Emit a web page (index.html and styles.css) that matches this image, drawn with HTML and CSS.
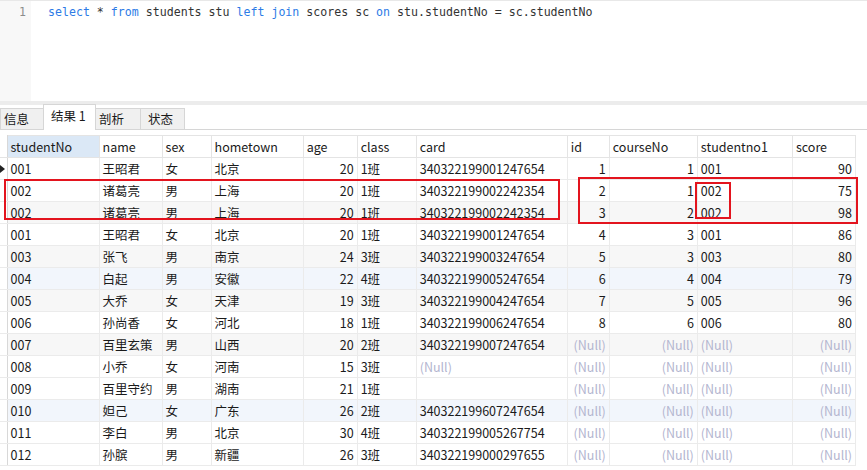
FILE: index.html
```html
<!DOCTYPE html>
<html lang="zh">
<head>
<meta charset="utf-8">
<link rel="stylesheet" href="styles.css">
</head>
<body>
<div class="editor">
  <div class="gutter"><span class="ln">1</span></div>
  <div class="code"><span class="kw">select</span> * <span class="kw">from</span> students stu <span class="kw">left</span> <span class="kw">join</span> scores sc <span class="kw">on</span> stu.studentNo = sc.studentNo</div>
</div>
<div class="split"></div>
<div class="tabs">
  <div class="tab">信息</div>
  <div class="tab active">结果 1</div>
  <div class="tab">剖析</div>
  <div class="tab">状态</div>
</div>
<div class="grid-wrap">
  <table class="grid">
    <colgroup>
      <col style="width:7px"><col style="width:92px"><col style="width:63px"><col style="width:49px"><col style="width:92px"><col style="width:54px"><col style="width:59px"><col style="width:151px"><col style="width:42px"><col style="width:88px"><col style="width:95px"><col style="width:63px">
    </colgroup>
    <thead>
      <tr><th class="ind"></th><th class="sel">studentNo</th><th>name</th><th>sex</th><th>hometown</th><th>age</th><th>class</th><th>card</th><th>id</th><th>courseNo</th><th>studentno1</th><th>score</th></tr>
    </thead>
    <tbody>
      <tr><td class="ind cur"><span class="arrow"></span></td><td>001</td><td>王昭君</td><td>女</td><td>北京</td><td class="n">20</td><td>1班</td><td>340322199001247654</td><td class="n">1</td><td class="n">1</td><td>001</td><td class="n">90</td></tr>
      <tr><td class="ind"></td><td>002</td><td>诸葛亮</td><td>男</td><td>上海</td><td class="n">20</td><td>1班</td><td>340322199002242354</td><td class="n">2</td><td class="n">1</td><td>002</td><td class="n">75</td></tr>
      <tr class="alt"><td class="ind"></td><td>002</td><td>诸葛亮</td><td>男</td><td>上海</td><td class="n">20</td><td>1班</td><td>340322199002242354</td><td class="n">3</td><td class="n">2</td><td>002</td><td class="n">98</td></tr>
      <tr><td class="ind"></td><td>001</td><td>王昭君</td><td>女</td><td>北京</td><td class="n">20</td><td>1班</td><td>340322199001247654</td><td class="n">4</td><td class="n">3</td><td>001</td><td class="n">86</td></tr>
      <tr class="alt"><td class="ind"></td><td>003</td><td>张飞</td><td>男</td><td>南京</td><td class="n">24</td><td>3班</td><td>340322199003247654</td><td class="n">5</td><td class="n">3</td><td>003</td><td class="n">80</td></tr>
      <tr class="hl"><td class="ind"></td><td>004</td><td>白起</td><td>男</td><td>安徽</td><td class="n">22</td><td>4班</td><td>340322199005247654</td><td class="n">6</td><td class="n">4</td><td>004</td><td class="n">79</td></tr>
      <tr class="alt"><td class="ind"></td><td>005</td><td>大乔</td><td>女</td><td>天津</td><td class="n">19</td><td>3班</td><td>340322199004247654</td><td class="n">7</td><td class="n">5</td><td>005</td><td class="n">96</td></tr>
      <tr><td class="ind"></td><td>006</td><td>孙尚香</td><td>女</td><td>河北</td><td class="n">18</td><td>1班</td><td>340322199006247654</td><td class="n">8</td><td class="n">6</td><td>006</td><td class="n">80</td></tr>
      <tr class="alt"><td class="ind"></td><td>007</td><td>百里玄策</td><td>男</td><td>山西</td><td class="n">20</td><td>2班</td><td>340322199007247654</td><td class="n null">(Null)</td><td class="n null">(Null)</td><td class="null">(Null)</td><td class="n null">(Null)</td></tr>
      <tr><td class="ind"></td><td>008</td><td>小乔</td><td>女</td><td>河南</td><td class="n">15</td><td>3班</td><td class="null">(Null)</td><td class="n null">(Null)</td><td class="n null">(Null)</td><td class="null">(Null)</td><td class="n null">(Null)</td></tr>
      <tr><td class="ind"></td><td>009</td><td>百里守约</td><td>男</td><td>湖南</td><td class="n">21</td><td>1班</td><td></td><td class="n null">(Null)</td><td class="n null">(Null)</td><td class="null">(Null)</td><td class="n null">(Null)</td></tr>
      <tr class="hl"><td class="ind"></td><td>010</td><td>妲己</td><td>女</td><td>广东</td><td class="n">26</td><td>2班</td><td>340322199607247654</td><td class="n null">(Null)</td><td class="n null">(Null)</td><td class="null">(Null)</td><td class="n null">(Null)</td></tr>
      <tr><td class="ind"></td><td>011</td><td>李白</td><td>男</td><td>北京</td><td class="n">30</td><td>4班</td><td>340322199005267754</td><td class="n null">(Null)</td><td class="n null">(Null)</td><td class="null">(Null)</td><td class="n null">(Null)</td></tr>
      <tr><td class="ind"></td><td>012</td><td>孙膑</td><td>男</td><td>新疆</td><td class="n">26</td><td>3班</td><td>340322199000297655</td><td class="n null">(Null)</td><td class="n null">(Null)</td><td class="null">(Null)</td><td class="n null">(Null)</td></tr>
    </tbody>
  </table>
  <div class="mark mark-a"></div>
  <div class="mark mark-b"></div>
  <div class="mark mark-c"></div>
</div>
</body>
</html>
```
FILE: styles.css
```css
* { box-sizing: border-box; }
html, body { margin: 0; padding: 0; background: #fff; }
body {
  width: 867px;
  height: 470px;
  overflow: hidden;
  font-family: "Noto Sans CJK SC", "Noto Sans", sans-serif;
  font-size: 12.5px;
  color: #1a1a1a;
}
.editor {
  display: flex;
  height: 101px;
  border-top: 1px solid #e8e8e8;
}
.gutter {
  width: 31px;
  background: #f8f8f8;
  display: flex;
  justify-content: flex-end;
  padding: 3px 5px 0 0;
}
.ln {
  font-family: "DejaVu Sans Mono", monospace;
  font-size: 11.6px;
  color: #8c8c8c;
  line-height: 16px;
}
.code {
  padding: 3px 0 0 17px;
  font-family: "DejaVu Sans Mono", monospace;
  font-size: 11.6px;
  line-height: 16px;
  color: #333;
  white-space: pre;
}
.kw { color: #2d7be6; }
.split {
  height: 4px;
  background: #ececec;
}
.tabs {
  display: flex;
  align-items: flex-end;
  height: 25px;
  border-bottom: 1px solid #d6d6d6;
  padding-left: 0;
}
.tab {
  height: 21px;
  line-height: 20px;
  padding: 0 3px;
  background: #f0f0f0;
  border: 1px solid #d6d6d6;
  border-bottom: none;
  margin-right: -1px;
  font-size: 12.5px;
  color: #1a1a1a;
}
.tab:nth-child(1) { width: 44px; }
.tab:nth-child(2) { width: 53px; }
.tab:nth-child(3) { width: 46px; }
.tab:nth-child(4) { width: 45px; padding-left: 7px; }
.tab.active {
  height: 25px;
  background: #fff;
  line-height: 22px;
  margin-bottom: -1px;
  padding-left: 7px;
  height: 26px;
  position: relative;
}
.grid-wrap {
  position: relative;
  margin-top: 5px;
  width: 856px;
}
.grid {
  border-collapse: collapse;
  table-layout: fixed;
  width: 856px;
}
.grid th, .grid td {
  height: 22px;
  padding: 0 3px 0 3px;
  border: 1px solid #ebebeb;
  white-space: nowrap;
  overflow: hidden;
  font-weight: normal;
  text-align: left;
  line-height: 20px;
}
.grid th { background: #fff; border-color: #e4e4e4; }
.grid th.sel { background: #dbe8f6; }
.grid .ind { padding: 0; border-left: none; border-right: 1px solid #d8d8d8; background: #fff; position: relative; }
.grid th.ind { border-top: none; }
.grid td.n { text-align: right; }
.grid td.null { color: #b3b5cf; }
.grid tr.alt td { background: #f7f7f7; }
.grid tr.hl td { background: #f2f6fc; }
.grid tr td.ind { background: #fff; }
.arrow {
  position: absolute;
  left: 0;
  top: 7px;
  width: 0;
  height: 0;
  border-top: 4px solid transparent;
  border-bottom: 4px solid transparent;
  border-left: 5px solid #222;
}
.mark {
  position: absolute;
  border: 2px solid #e3141e;
}
.mark-a { left: 4px; top: 44px; width: 556px; height: 41px; }
.mark-b { left: 578px; top: 42px; width: 280px; height: 47px; }
.mark-c { left: 695px; top: 47px; width: 36px; height: 37px; }
```
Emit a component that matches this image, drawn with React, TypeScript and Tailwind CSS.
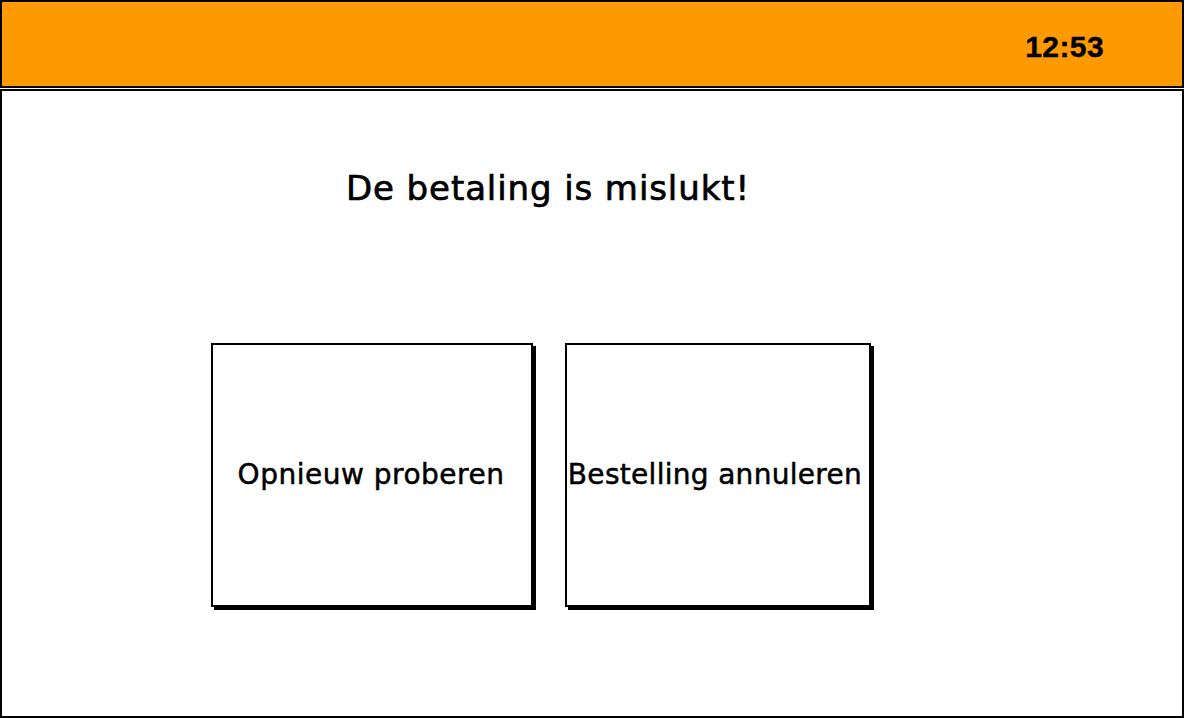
export default function App() {
  return (
    <div className="flex h-[718px] w-[1185px] flex-col bg-white font-['DejaVu_Sans',sans-serif] text-black">
      <header className="flex h-[88px] w-[1184px] items-center justify-end border-2 border-black bg-[#ff9900] pr-[78px] pt-[6px]">
        <span className="font-['Liberation_Sans',sans-serif] text-[30px] font-bold leading-none tracking-[0.4px] [-webkit-text-stroke:0.4px_black]">
          12:53
        </span>
      </header>

      <main className="mt-[1px] flex h-[629px] w-[1184px] flex-col border-2 border-black pl-[209px]">
        <div className="flex w-[662px] flex-col items-center">
          <h1 className="ml-[12px] mt-[80px] text-[34px] leading-none tracking-[0.9px] [-webkit-text-stroke:0.7px_black]">
            De betaling is mislukt!
          </h1>
        </div>

        <div className="mt-[138px] flex gap-[32px]">
          <button className="flex h-[264px] w-[322px] items-center justify-center border-2 border-black bg-white pr-[2px] text-[28px] tracking-[0.5px] shadow-[3px_3px_0_#000] [-webkit-text-stroke:0.5px_black]">
            Opnieuw proberen
          </button>
          <button className="flex h-[264px] w-[306px] items-center justify-center whitespace-nowrap border-2 border-black bg-white pr-[6px] text-[28px] tracking-[0.3px] shadow-[3px_3px_0_#000] [-webkit-text-stroke:0.5px_black]">
            Bestelling annuleren
          </button>
        </div>
      </main>
    </div>
  );
}
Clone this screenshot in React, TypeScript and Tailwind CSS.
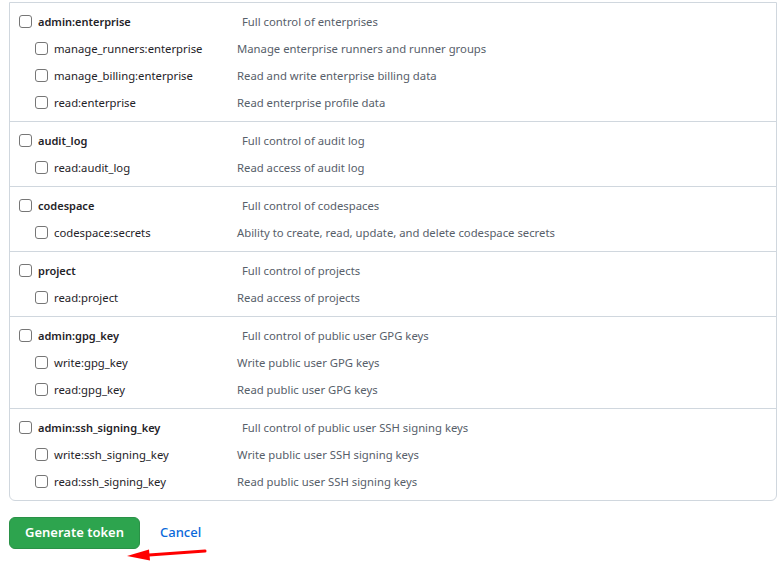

——————

§ **What is needed**
Leave the pictures out. Extract exactly the lines running from the one with "Emit a component" through the last entry, both ends included.

§ **Result for this task**
Emit a component that matches this image, drawn with React, TypeScript and Tailwind CSS.
export default function App() {
  return (
    <div className="flex h-[718px] w-[1185px] flex-col bg-white font-['DejaVu_Sans',sans-serif] text-black">
      <header className="flex h-[88px] w-[1184px] items-center justify-end border-2 border-black bg-[#ff9900] pr-[78px] pt-[6px]">
        <span className="font-['Liberation_Sans',sans-serif] text-[30px] font-bold leading-none tracking-[0.4px] [-webkit-text-stroke:0.4px_black]">
          12:53
        </span>
      </header>

      <main className="mt-[1px] flex h-[629px] w-[1184px] flex-col border-2 border-black pl-[209px]">
        <div className="flex w-[662px] flex-col items-center">
          <h1 className="ml-[12px] mt-[80px] text-[34px] leading-none tracking-[0.9px] [-webkit-text-stroke:0.7px_black]">
            De betaling is mislukt!
          </h1>
        </div>

        <div className="mt-[138px] flex gap-[32px]">
          <button className="flex h-[264px] w-[322px] items-center justify-center border-2 border-black bg-white pr-[2px] text-[28px] tracking-[0.5px] shadow-[3px_3px_0_#000] [-webkit-text-stroke:0.5px_black]">
            Opnieuw proberen
          </button>
          <button className="flex h-[264px] w-[306px] items-center justify-center whitespace-nowrap border-2 border-black bg-white pr-[6px] text-[28px] tracking-[0.3px] shadow-[3px_3px_0_#000] [-webkit-text-stroke:0.5px_black]">
            Bestelling annuleren
          </button>
        </div>
      </main>
    </div>
  );
}
Clone this screenshot in React, TypeScript and Tailwind CSS.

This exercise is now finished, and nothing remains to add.